Thirdly, Benjamin and others with some aptitude for rapid calculation tend to be good at spotting how to break a complex problem down into ones that are smaller and easier to solve. They are also good at spotting opportunities to use known shortcuts and ways of translating a seemingly complex, ‘new’ challenge into one that is more easily handled, or one for which there are known solutions. If I ask you to add up all the numbers from 1 to 11 (1 + 2 + 3 + 4… … +11) in your head, you will probably either decide you just can’t do it, or struggle with it in a laborious way. However, if you know the trick, it will take you about two seconds to tell me the answer is 66 (less time than it takes to add the numbers up on a desktop calculator). Likewise, if I give you a long number and ask you if it’s divisable by 11, you probably wouldn’t have a clue, whereas again experienced calculators know there is a little test you can apply that gives you the answer quite quickly.
The fourth factor is natural aptitude (some people just enjoy greater facility with numbers than others).
The fifth is lots and lots and lots of very diligent practice, so that the intermediate steps and sub-routines of calculation become ‘chunked’ into single mental operations. There’s no mystery about ‘chunking’ - we all experience this all the time. When you first attempt a task that involves multiple steps and operations (e.g. driving a car) you can only perfomr it in a slow and faltering way, paying conscious attention to each individual step. Later, with lots of practice and experience, you only consciously need to think ‘drive this car’ and you can more or less forget the rest, because all the learned behaviours have been built into a single subroutine. It is really very strange and wonderful that the brain manages to do this.
That’s about as much as I think I can reasonably cover in a short answer like this. If you want to know more, buy the book!
I went to College with him. He was quite good at these “tricks” back then, and used to do presentations.
That was excellent, thank you!
I just watched and in the 3 digit number part, two of his answers were wrong, but were confirmed by the people with the calculators.
For 457^2, he said 205,849. The correct answer is 208,849.
For 722^2, he said 513,284. The correct answer is 521,284.
Neither of his answers have an even square root.
I’m not trying to say that what he does isn’t completely amazing and he was pretty damn close on the two that he missed, but either the people with the calculators are incompetent or they were planted and were going to agree with him whether he got it right or not.
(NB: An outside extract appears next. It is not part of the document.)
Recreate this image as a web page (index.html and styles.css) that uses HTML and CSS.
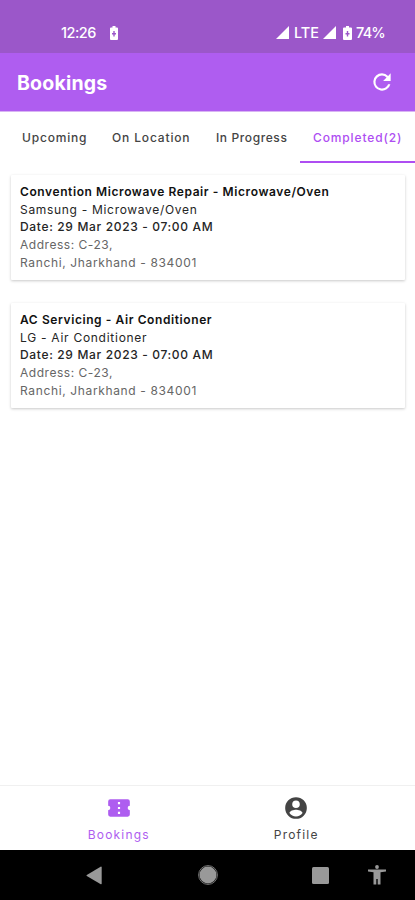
FILE: index.html
```html
<!DOCTYPE html>
<html lang="en">
<head>
<meta charset="utf-8">
<title>Bookings</title>
<link rel="stylesheet" href="styles.css">
</head>
<body>
<div class="app">
  <div class="status">
    <span class="clock">12:26</span>
    <svg class="battery-left" width="8" height="14" viewBox="0 0 8 14"><path fill="#fff" fill-rule="evenodd" d="M2.5 0h3v1.500H7q1 0 1 1V13q0 1-1 1H1q-1 0-1-1V2.500q0-1 1-1h1.500zM3.300 5v2H2v1.500h1.300v2h1.400v-2H6V7H4.700V5z"/></svg>
    <svg class="signal" width="13" height="13" viewBox="0 0 13 13"><path fill="#fff" d="M13 0v13H0z"/></svg>
    <span class="lte">LTE</span>
    <svg class="signal" width="13" height="13" viewBox="0 0 13 13"><path fill="#fff" d="M13 0v13H0z"/></svg>
    <svg class="battery-right" width="9" height="14" viewBox="0 0 9 14"><path fill="#fff" fill-rule="evenodd" d="M3 0h3v1.500h2q1 0 1 1V13q0 1-1 1H1q-1 0-1-1V2.500q0-1 1-1h2zM3.800 5v2H2.500v1.500h1.300v2h1.400v-2h1.300V7H5.200V5z"/></svg>
    <span class="percent">74%</span>
  </div>
  <header class="header">
    <h1>Bookings</h1>
    <svg width="26" height="26" viewBox="0 0 24 24"><path fill="#fff" d="M17.650 6.350A7.960 7.960 0 0 0 12 4a8 8 0 1 0 7.730 10h-2.080A6 6 0 1 1 12 6c1.660 0 3.140.69 4.220 1.780L13 11h7V4z"/></svg>
  </header>
  <nav class="tabs">
    <span class="tab upcoming">Upcoming</span>
    <span class="tab location">On Location</span>
    <span class="tab progress">In Progress</span>
    <span class="tab completed">Completed(2)</span>
  </nav>
  <main class="list">
    <article class="card">
      <h2 class="t-repair">Convention Microwave Repair - Microwave/Oven</h2>
      <p class="t-samsung">Samsung - Microwave/Oven</p>
      <p class="t-date">Date: 29 Mar 2023 - 07:00 AM</p>
      <p class="muted t-address">Address: C-23,</p>
      <p class="muted t-city">Ranchi, Jharkhand - 834001</p>
    </article>
    <article class="card">
      <h2 class="t-ac">AC Servicing - Air Conditioner</h2>
      <p class="t-lg">LG - Air Conditioner</p>
      <p class="t-date">Date: 29 Mar 2023 - 07:00 AM</p>
      <p class="muted t-address">Address: C-23,</p>
      <p class="muted t-city">Ranchi, Jharkhand - 834001</p>
    </article>
  </main>
  <nav class="bottom">
    <div class="item active">
      <svg width="26" height="26" viewBox="0 0 24 24"><path fill="currentColor" d="M22 10V6a2 2 0 0 0-2-2H4a2 2 0 0 0-2 2v4a2 2 0 0 1 0 4v4a2 2 0 0 0 2 2h16a2 2 0 0 0 2-2v-4a2 2 0 0 1 0-4zm-9 7.500h-2v-2h2zm0-4.500h-2v-2h2zm0-4.500h-2v-2h2z"/></svg>
      <span>Bookings</span>
    </div>
    <div class="item">
      <svg width="26" height="26" viewBox="0 0 24 24"><path fill="currentColor" d="M12 2a10 10 0 1 0 0 20 10 10 0 0 0 0-20zm0 3a3.500 3.500 0 1 1 0 7 3.500 3.500 0 0 1 0-7zm0 14.800a7.200 7.200 0 0 1-6-3.220c.03-1.990 4-3.080 6-3.080s5.970 1.090 6 3.080a7.200 7.200 0 0 1-6 3.220z"/></svg>
      <span>Profile</span>
    </div>
  </nav>
  <div class="system">
    <svg class="back" width="16" height="19" viewBox="0 0 16 19"><path fill="#999" d="M15 .5q.7 0 .7 1v16q0 1-.9.700L.8 10q-.8-.5 0-1z"/></svg>
    <svg class="home" width="20" height="20" viewBox="0 0 20 20"><circle cx="10" cy="10" r="9.400" fill="none" stroke="#777"/><circle cx="10" cy="10" r="8.500" fill="#999"/></svg>
    <svg class="recent" width="17" height="17" viewBox="0 0 17 17"><rect width="17" height="17" rx="1.500" fill="#999"/></svg>
    <svg class="access" width="18" height="20" viewBox="0 0 18 20"><path fill="#999" d="M0 4.500h18v2l-5.500.7V19.500H9.700V14H8.300v5.500H5.500V7.200L0 6.500z"/><circle cx="9" cy="2" r="1.900" fill="#999"/></svg>
  </div>
</div>
</body>
</html>
```

FILE: styles.css
```css
* { box-sizing: border-box; }
body { margin: 0; background: #fff; font-family: Inter, "Liberation Sans", sans-serif; }
h1, h2, p { margin: 0; }
svg { display: block; flex: none; }
.app { width: 415px; height: 900px; display: flex; flex-direction: column; overflow: hidden; }
.status { height: 53px; flex: none; background: #9b57c9; color: #fff; display: flex; align-items: center; padding: 12px 0 0 61px; font-size: 14.500px; font-weight: 500; white-space: nowrap; }
.clock { width: 49px; letter-spacing: -0.5px; }
.battery-left { margin-right: 158px; }
.lte { width: 29px; margin-left: 5px; }
.battery-right { margin: 0 4px 0 7px; }
.percent { letter-spacing: -0.8px; }
.header { height: 58px; flex: none; background: #af5df0; color: #fff; display: flex; align-items: center; justify-content: space-between; padding: 0 20px 0 17px; }
.header h1 { font-size: 19.500px; font-weight: 700; letter-spacing: .2px; padding-top: 2px; }
.tabs { height: 52px; flex: none; border-top: 1px solid #d8b4f3; display: grid; grid-template-columns: 100px 103px 97px 115px; font-size: 12px; font-weight: 500; color: #444; }
.tab { line-height: 52px; height: 51px; padding-left: 12px; white-space: nowrap; }
.upcoming { padding-left: 22px; letter-spacing: .8px; }
.location { letter-spacing: .85px; }
.progress { padding-left: 13px; letter-spacing: .6px; }
.completed { padding-left: 13px; letter-spacing: .87px; color: #ae4df2; border-bottom: 2px solid #ae4df2; }
.list { flex: 1; padding: 12px 10px 0 11px; display: flex; flex-direction: column; gap: 23px; }
.card { height: 105px; padding: 8px 9px; background: #fff; box-shadow: 0 1px 3px rgba(0,0,0,.22); border-radius: 1px; font-size: 12px; line-height: 17.700px; color: #252525; white-space: nowrap; }
.card h2 { font-size: 12px; font-weight: 600; line-height: 17.700px; color: #111; }
.t-repair { letter-spacing: .59px; }
.t-samsung { letter-spacing: .69px; }
.t-date { font-weight: 500; letter-spacing: .66px; }
.t-address { letter-spacing: .53px; }
.t-city { letter-spacing: .64px; }
.t-ac { letter-spacing: .59px; }
.t-lg { letter-spacing: .73px; }
.card .muted { color: #666; }
.bottom { height: 65px; flex: none; border-top: 1px solid #f0f0f0; padding: 0 30px; display: grid; grid-template-columns: 1fr 1fr; color: #444; }
.item { display: flex; flex-direction: column; align-items: center; padding-top: 9px; font-size: 12px; line-height: 16px; letter-spacing: 1.200px; }
.item svg { margin-bottom: 6px; }
.active { color: #ae5df0; }
.system { height: 50px; flex: none; background: #000; display: flex; align-items: center; padding-left: 86px; }
.home { margin-left: 96px; }
.recent { margin-left: 94px; }
.access { margin-left: 39px; }
```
It’s interesting that he was off by exactly 3000 in both cases. This probably shows something about how the procedure works.
You have an interesting definition of 3000…
I agree that he’s probably memorized his multiplication tables out to 99 x 99; and memorized perfect squares up to 1000. Or at least tried.
For the digits trick, he conveniently picked a number that was a multiple of 9. If you take such a number and multiply it by a 3 digit number, the result is still a multiple of 9. Which means that the sum of all the digits will be a multiple of 9. So if somebody tells you all the digits except 1, and you can add reasonably quickly in your head, you can figure out the last digit.
:smack: OK, 8000 in that case. Still, big multiples of thousands could tell us something about the process. It’s very likely all in his book.
As far as the calendar trick goes, I would say it’s just more memorization.
There are 14 and only 14 possible calendars. You learn each one pretty well, and then memorize which years between 1800 and 2000 go with which of the 14 possible calendars. It would be a decent amount of work, but not an overwhelming amount.
There’s also a formula for figuring out what day of the week a given date falls on:
He’s on YouTube also, but the clip I saw ironically included the warning about not to republish copyrighted material. So let your conscience be your guide.
There are other methods that can be used, too, which are more amenable to human memorization. I read about one once, and was surprised to find the next day that I had retained it, and could use it without pencil and paper or other aids.